Letter to The Advocate: Asking the Right Questions

01.10.2022
Reliability & Resilience
Utility Regulation
New Orleans City Council
Entergy New Orleans
Renewable Energy
Transmission

On January 5, The Advocate published a staff editorial on the reliability – or, rather, unreliability – of our state’s electrical grid.

While the piece argued its strawman positions vehemently, it certainly was not arguing against any position held by serious advocates of electric utility reform. The notion that clean energy and resilience advocates want to “eliminate the conventional power grid” is utterly fantastical.

We have argued the exact opposite: that Entergy should be investing in the transmission and distribution systems, and that it should stop the stonewalling tactics it has used to constrain transmission of cheap renewable energy to our state, rather than investing in costly projects such as the New Orleans Power Station, which do not perform as promised and do not increase resilience in the wake of tropical storm systems.

The editorial fails to provide any context for the current state of Entergy’s transmission system in our state, such as the fact that Entergy was within the past decade the subject of a federal investigation into its anti-competitive practices around transmission, and that it joined a regional transmission organization, the Midcontinent Independent System Operator, as a result. Entergy has spent considerable effort and resources since that time attempting to obstruct meaningful expansion of transmission to our state.

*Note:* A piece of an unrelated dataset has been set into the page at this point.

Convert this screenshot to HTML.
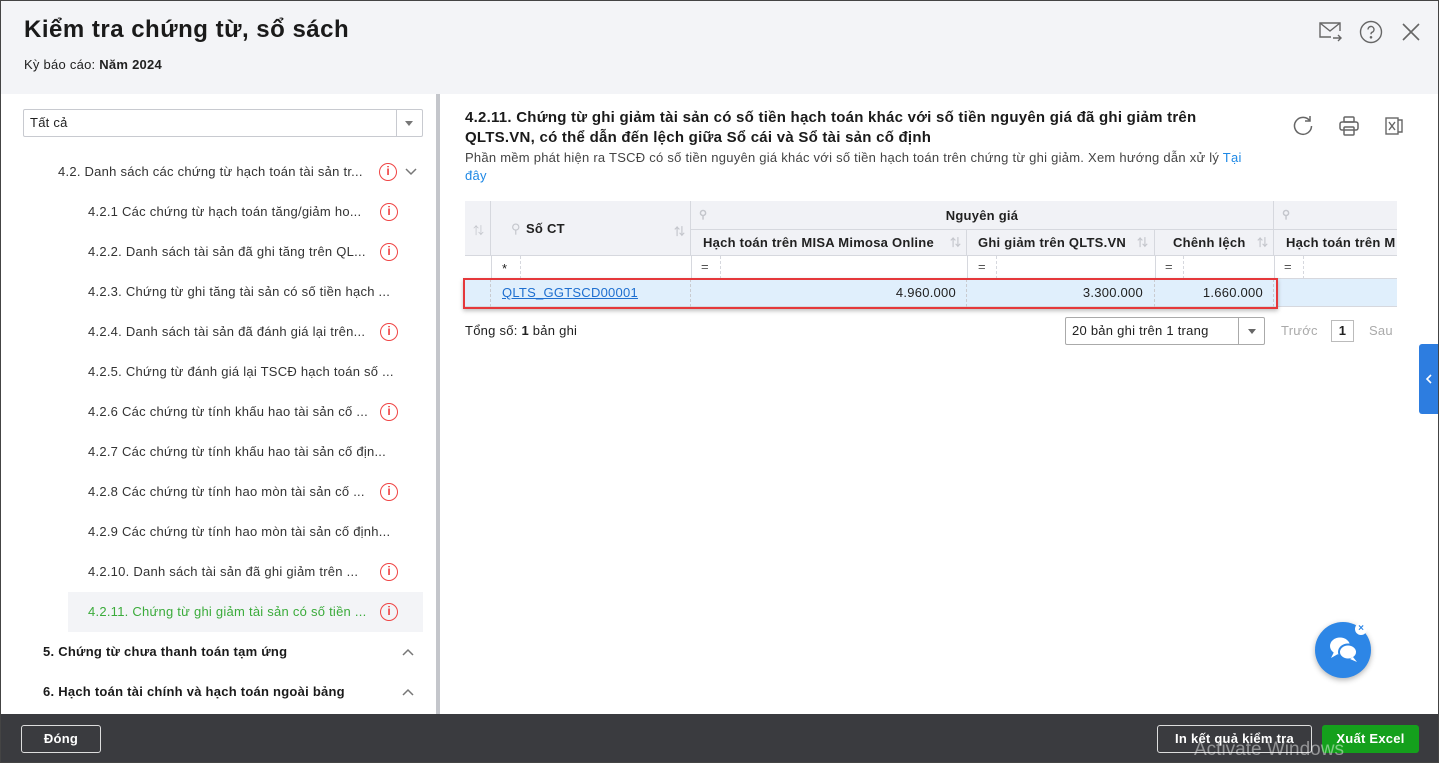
<!DOCTYPE html>
<html><head><meta charset="utf-8"><style>
*{box-sizing:border-box;margin:0;padding:0}
body{width:1439px;height:763px;overflow:hidden;font-family:"Liberation Sans","Noto Sans CJK SC",sans-serif;color:#212121;position:relative;background:#fff;font-size:13px;letter-spacing:.25px}
.abs{position:absolute}
.frame{position:absolute;left:0;top:0;width:1439px;height:763px;border:1px solid #444;pointer-events:none;z-index:50}
.hdr{left:0;top:0;width:1439px;height:94px;background:#f3f4f7}
.item{position:absolute;font-size:13px;color:#333;white-space:nowrap}
.info{position:absolute;width:18px;height:18px;border:1.5px solid #ef4444;border-radius:50%;color:#ef4444;font-size:12px;font-weight:bold;text-align:center;line-height:15px;letter-spacing:0}
.th{position:absolute;background:#f1f2f6;border-right:1px solid #d6d8de;border-bottom:1px solid #d6d8de;font-weight:bold;font-size:13px}
.ar{position:absolute;color:#c4c6cc;font-size:11px}
.cell{position:absolute;font-size:13px;top:279px;height:28px;line-height:28px;border-right:1px dashed #c9cbd0}
</style></head><body>
<div class="abs hdr"></div>
<div class="abs" style="left:24px;top:16px;font-size:24px;font-weight:bold;color:#1a1a1a;letter-spacing:.5px">Kiểm tra chứng từ, sổ sách</div>
<div class="abs" style="left:24px;top:57px;font-size:13px">Kỳ báo cáo: <b>Năm 2024</b></div>
<svg class="abs" style="left:1318px;top:20px" width="26" height="24" viewBox="0 0 26 24" fill="none" stroke="#666" stroke-width="1.4"><path d="M13 17H2V3h20v8"/><path d="M2 3l10 8 10-8"/><path d="M15 18h8M20 15l3 3-3 3"/></svg>
<svg class="abs" style="left:1359px;top:20px" width="24" height="24" viewBox="0 0 24 24" fill="none" stroke="#666" stroke-width="1.4"><circle cx="12" cy="12" r="10.5"/><path d="M9 9.5a3 3 0 1 1 4 2.8c-.8.4-1 1-1 2"/><circle cx="12" cy="17.3" r=".6" fill="#666"/></svg>
<svg class="abs" style="left:1401px;top:22px" width="20" height="20" viewBox="0 0 20 20" stroke="#666" stroke-width="1.6"><path d="M2 2l16 16M18 2L2 18"/></svg>
<div class="abs" style="left:23px;top:109px;width:400px;height:28px;border:1px solid #c8cad0;border-radius:2px"></div>
<div class="abs" style="left:30px;top:115px;font-size:13px">Tất cả</div>
<div class="abs" style="left:396px;top:110px;width:1px;height:26px;background:#c8cad0"></div>
<div class="abs" style="left:405px;top:121px;border-left:4px solid transparent;border-right:4px solid transparent;border-top:5px solid #777"></div>
<div class="abs" style="left:436px;top:94px;width:4px;height:620px;background:#c4c6cb"></div>
<div class="abs" style="left:68px;top:592px;width:355px;height:40px;background:#f3f4f7"></div>
<div class="item" style="left:58px;top:164px">4.2. Danh sách các chứng từ hạch toán tài sản tr...</div>
<div class="info" style="left:379px;top:163px">i</div>
<svg class="abs" style="left:405px;top:168px" width="12" height="8" viewBox="0 0 12 8" fill="none" stroke="#777" stroke-width="1.5"><path d="M1 1l5 5 5-5"/></svg>
<div class="item" style="left:88px;top:204px">4.2.1 Các chứng từ hạch toán tăng/giảm ho...</div><div class="info" style="left:380px;top:203px">i</div>
<div class="item" style="left:88px;top:244px">4.2.2. Danh sách tài sản đã ghi tăng trên QL...</div><div class="info" style="left:380px;top:243px">i</div>
<div class="item" style="left:88px;top:284px">4.2.3. Chứng từ ghi tăng tài sản có số tiền hạch ...</div>
<div class="item" style="left:88px;top:324px">4.2.4. Danh sách tài sản đã đánh giá lại trên...</div><div class="info" style="left:380px;top:323px">i</div>
<div class="item" style="left:88px;top:364px">4.2.5. Chứng từ đánh giá lại TSCĐ hạch toán số ...</div>
<div class="item" style="left:88px;top:404px">4.2.6 Các chứng từ tính khấu hao tài sản cố ...</div><div class="info" style="left:380px;top:403px">i</div>
<div class="item" style="left:88px;top:444px">4.2.7 Các chứng từ tính khấu hao tài sản cố địn...</div>
<div class="item" style="left:88px;top:484px">4.2.8 Các chứng từ tính hao mòn tài sản cố ...</div><div class="info" style="left:380px;top:483px">i</div>
<div class="item" style="left:88px;top:524px">4.2.9 Các chứng từ tính hao mòn tài sản cố định...</div>
<div class="item" style="left:88px;top:564px">4.2.10. Danh sách tài sản đã ghi giảm trên ...</div><div class="info" style="left:380px;top:563px">i</div>
<div class="item" style="left:88px;top:604px;color:#3bab3b">4.2.11. Chứng từ ghi giảm tài sản có số tiền ...</div><div class="info" style="left:380px;top:603px">i</div>
<div class="item" style="left:43px;top:644px;font-weight:bold;color:#1a1a1a">5. Chứng từ chưa thanh toán tạm ứng</div>
<svg class="abs" style="left:402px;top:648px" width="12" height="8" viewBox="0 0 12 8" fill="none" stroke="#777" stroke-width="1.5"><path d="M1 7l5-5 5 5"/></svg>
<div class="item" style="left:43px;top:684px;font-weight:bold;color:#1a1a1a">6. Hạch toán tài chính và hạch toán ngoài bảng</div>
<svg class="abs" style="left:402px;top:688px" width="12" height="8" viewBox="0 0 12 8" fill="none" stroke="#777" stroke-width="1.5"><path d="M1 7l5-5 5 5"/></svg>
<div class="abs" style="left:465px;top:108px;width:740px;font-size:15px;font-weight:bold;line-height:20px;color:#1a1a1a">4.2.11. Chứng từ ghi giảm tài sản có số tiền hạch toán khác với số tiền nguyên giá đã ghi giảm trên QLTS.VN, có thể dẫn đến lệch giữa Sổ cái và Sổ tài sản cố định</div>
<div class="abs" style="left:465px;top:149px;width:780px;font-size:13px;line-height:18px;color:#444">Phần mềm phát hiện ra TSCĐ có số tiền nguyên giá khác với số tiền hạch toán trên chứng từ ghi giảm. Xem hướng dẫn xử lý <span style="color:#1e88e5">Tại đây</span></div>
<svg class="abs" style="left:1292px;top:115px" width="22" height="22" viewBox="0 0 22 22" fill="none" stroke="#666" stroke-width="1.5"><path d="M18 6A8.5 8.5 0 1 0 19.5 11"/><path d="M18 1v5h-5"/></svg>
<svg class="abs" style="left:1338px;top:115px" width="22" height="22" viewBox="0 0 22 22" fill="none" stroke="#666" stroke-width="1.5"><rect x="6" y="2" width="10" height="5" rx="1"/><rect x="2" y="7" width="18" height="8" rx="2"/><rect x="6" y="12" width="10" height="8" rx="1"/></svg>
<svg class="abs" style="left:1384px;top:116px" width="20" height="20" viewBox="0 0 20 20" fill="none" stroke="#666" stroke-width="1.4"><rect x="2" y="2" width="12" height="16"/><path d="M14 4h4v12h-4"/><path d="M5 6l6 8M11 6l-6 8"/></svg>
<div class="th" style="left:465px;top:201px;width:26px;height:55px"></div>
<div class="ar" style="left:473px;top:222px">⇅</div>
<div class="th" style="left:491px;top:201px;width:200px;height:55px"><span class="abs" style="left:20px;top:20px;color:#c4c6cc;font-weight:normal">⚲</span><span class="abs" style="left:35px;top:20px">Số CT</span><span class="ar" style="left:183px;top:22px">⇅</span></div>
<div class="th" style="left:691px;top:201px;width:583px;height:29px;text-align:center;line-height:29px">Nguyên giá<span class="ar" style="left:8px;top:0px">⚲</span></div>
<div class="th" style="left:691px;top:230px;width:276px;height:26px;line-height:26px;padding-left:12px">Hạch toán trên MISA Mimosa Online<span class="ar" style="left:259px;top:0">⇅</span></div>
<div class="th" style="left:967px;top:230px;width:188px;height:26px;line-height:26px;padding-left:11px">Ghi giảm trên QLTS.VN<span class="ar" style="left:170px;top:0">⇅</span></div>
<div class="th" style="left:1155px;top:230px;width:119px;height:26px;line-height:26px;padding-left:18px">Chênh lệch<span class="ar" style="left:102px;top:0">⇅</span></div>
<div class="th" style="left:1274px;top:201px;width:123px;height:29px;border-right:none"><span class="ar" style="left:8px;top:7px">⚲</span></div>
<div class="th" style="left:1274px;top:230px;width:123px;height:26px;line-height:26px;padding-left:12px;border-right:none;white-space:nowrap;overflow:hidden">Hạch toán trên M</div>
<div class="abs" style="left:465px;top:256px;width:932px;height:23px;border-bottom:1px solid #d6d8de"></div>
<div class="abs" style="left:491px;top:256px;width:1px;height:23px;background:#d6d8de"></div>
<div class="abs" style="left:502px;top:261px">*</div>
<div class="abs" style="left:520px;top:256px;width:1px;height:23px;border-left:1px dashed #d6d8de"></div>
<div class="abs" style="left:691px;top:256px;width:1px;height:23px;background:#d6d8de"></div><div class="abs" style="left:701px;top:259px;color:#555">=</div><div class="abs" style="left:720px;top:256px;width:1px;height:23px;border-left:1px dashed #d6d8de"></div>
<div class="abs" style="left:967px;top:256px;width:1px;height:23px;background:#d6d8de"></div><div class="abs" style="left:978px;top:259px;color:#555">=</div><div class="abs" style="left:996px;top:256px;width:1px;height:23px;border-left:1px dashed #d6d8de"></div>
<div class="abs" style="left:1155px;top:256px;width:1px;height:23px;background:#d6d8de"></div><div class="abs" style="left:1165px;top:259px;color:#555">=</div><div class="abs" style="left:1183px;top:256px;width:1px;height:23px;border-left:1px dashed #d6d8de"></div>
<div class="abs" style="left:1274px;top:256px;width:1px;height:23px;background:#d6d8de"></div><div class="abs" style="left:1284px;top:259px;color:#555">=</div><div class="abs" style="left:1303px;top:256px;width:1px;height:23px;border-left:1px dashed #d6d8de"></div>
<div class="abs" style="left:465px;top:279px;width:932px;height:28px;background:#e0effc;border-bottom:1px solid #d6d8de"></div>
<div class="cell" style="left:465px;width:26px"></div>
<div class="cell" style="left:491px;width:200px;padding-left:11px;color:#1e6fd0;text-decoration:underline">QLTS_GGTSCD00001</div>
<div class="cell" style="left:691px;width:276px;text-align:right;padding-right:10px">4.960.000</div>
<div class="cell" style="left:967px;width:188px;text-align:right;padding-right:11px">3.300.000</div>
<div class="cell" style="left:1155px;width:119px;text-align:right;padding-right:10px">1.660.000</div>
<div class="abs" style="left:463px;top:278px;width:815px;height:31px;border:2px solid #e5383b;box-shadow:0 2px 4px rgba(0,0,0,.25)"></div>
<div class="abs" style="left:465px;top:323px">Tổng số: <b>1</b> bản ghi</div>
<div class="abs" style="left:1065px;top:317px;width:200px;height:28px;border:1px solid #aaa;border-radius:2px"></div>
<div class="abs" style="left:1072px;top:323px">20 bản ghi trên 1 trang</div>
<div class="abs" style="left:1238px;top:318px;width:1px;height:26px;background:#aaa"></div>
<div class="abs" style="left:1248px;top:329px;border-left:4px solid transparent;border-right:4px solid transparent;border-top:5px solid #666"></div>
<div class="abs" style="left:1281px;top:323px;color:#aaa">Trước</div>
<div class="abs" style="left:1331px;top:320px;width:23px;height:22px;border:1px solid #bbb;text-align:center;line-height:20px;font-weight:bold">1</div>
<div class="abs" style="left:1369px;top:323px;color:#aaa">Sau</div>
<div class="abs" style="left:1419px;top:344px;width:20px;height:70px;background:#2d7de0;border-radius:3px 0 0 3px"></div>
<svg class="abs" style="left:1425px;top:374px" width="8" height="10" viewBox="0 0 8 10" fill="none" stroke="#fff" stroke-width="1.6"><path d="M6 1L2 5l4 4"/></svg>
<div class="abs" style="left:1315px;top:622px;width:56px;height:56px;border-radius:50%;background:#2d86e6;box-shadow:0 2px 6px rgba(0,0,0,.3)"></div>
<svg class="abs" style="left:1327px;top:635px" width="34" height="30" viewBox="0 0 34 30" fill="#fff"><ellipse cx="13" cy="11" rx="10" ry="8.5"/><path d="M7 17l-3 6 7-4z"/><ellipse cx="21" cy="17" rx="9" ry="7.5" stroke="#2d86e6" stroke-width="2"/><path d="M26 22l4 5-7-3z"/></svg>
<div class="abs" style="left:1355px;top:623px;width:12px;height:12px;border-radius:50%;background:#fff;color:#2d86e6;font-size:10px;line-height:12px;text-align:center;font-weight:bold;letter-spacing:0">×</div>
<div class="abs" style="left:0;top:714px;width:1439px;height:49px;background:#3a3b3f"></div>
<div class="abs" style="left:21px;top:725px;width:80px;height:28px;border:1px solid #ddd;border-radius:3px;color:#fff;font-weight:bold;text-align:center;line-height:26px">Đóng</div>
<div class="abs" style="left:1157px;top:725px;width:155px;height:28px;border:1px solid #ddd;border-radius:3px;color:#fff;font-weight:bold;text-align:center;line-height:26px">In kết quả kiểm tra</div>
<div class="abs" style="left:1322px;top:725px;width:97px;height:28px;background:#14a01c;border-radius:3px;color:#fff;font-weight:bold;text-align:center;line-height:28px">Xuất Excel</div>
<div class="abs" style="left:1194px;top:739px;color:rgba(255,255,255,.45);font-size:19px;letter-spacing:0">Activate Windows</div>
<div class="frame"></div>
</body></html>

The editors question the affordability of renewable energy and battery storage, but fail to pose the critical question: Is our current system affordable? Is continuing to prop up the same, fossil fuel-dependent system year after year through storm recovery riders affordable? Tropical storm systems are increasing in frequency and intensity due to our continuing reliance on fossil fuels – such as methane, or “natural gas” – for electricity generation. Abandoning the electrical grid is absurd, but the transition to a renewable, more resilient grid is a necessity, not an option.